En 2025, Mountain Wilderness a mené une action contentieuse auprès du Tribunal Administratif de Grenoble, aux côtés de France Nature Environnement Isère, d'Actionnaires pour le climat, et du collectif Stop Tomorrowland Alpe d'Huez. Fidèles à la raison d’être de l’association (faire cohabiter montagne sauvage et montagne à vivre) et sur la base du rapport rédigé par l'ARS en 2023 et des mesures du bruit renouvelées par nos soins en 2025, nous avons opposé à la société Tomorrowland Winter et au Maire de l'Alpe d'Huez le droit fondamental des habitant·es d'Huez à "vivre dans un environnement équilibré et respectueux de la santé" (Charte de l'environnement, art. 1), dans le cadre d'un référé liberté. Pour accéder à notre demande, il suffisait aux organisateurs de respecter la réglementation en vigueur.

Si le tribunal n’a pas donné raison à Mountain Wilderness en contestant son intérêt à agir, le juge a néanmoins reconnu que le volume sonore du festival dépassait largement les seuils d’émergence réglementaire. L’organisateur et le Maire de l’Alpe d’Huez ont également reconnu la non-conformité du festival au regard des normes sanitaires et environnementales, préférant mettre en avant les retombées économiques supposées sur le territoire. Selon eux, l'intérêt économique peut bien primer sur le droit pendant les sept jours du festival.

Et maintenant ?

Le référé liberté porté par l'association et les riveraines n'a pas été retenu par le juge administratif car nous n'avions pas, selon lui, d'intérêt à agir. Le juge a par ailleurs estimé que les riveraines - en leur qualité de résidentes secondaires - pouvaient s'abstraire librement de la nuisance.

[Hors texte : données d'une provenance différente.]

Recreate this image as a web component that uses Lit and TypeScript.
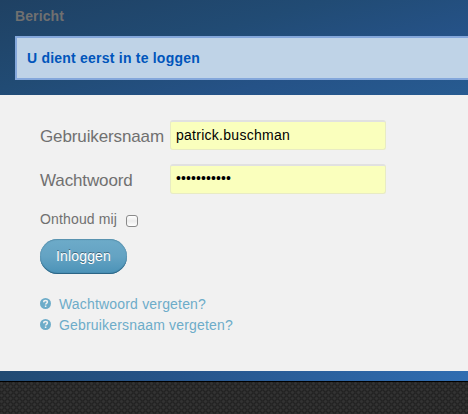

Au cours de cette démarche, le caractère illégal de l'évènement a été maintes fois démontré ou acté (par l’étude acoustique mais également par le maire, l’organisateur, le juge des référés, …). Les impacts de ces dépassements ne se limitent pas aux seules nuisances pour les habitant·es, mais concernent également l'ensemble de la faune de montagne, la bulle de bruit s’étendant bien au delà du cœur de la station. Mountain Wilderness et France Nature Environnement vont donc déposer plainte contre l’organisateur du festival pour ces nuisances sonores. 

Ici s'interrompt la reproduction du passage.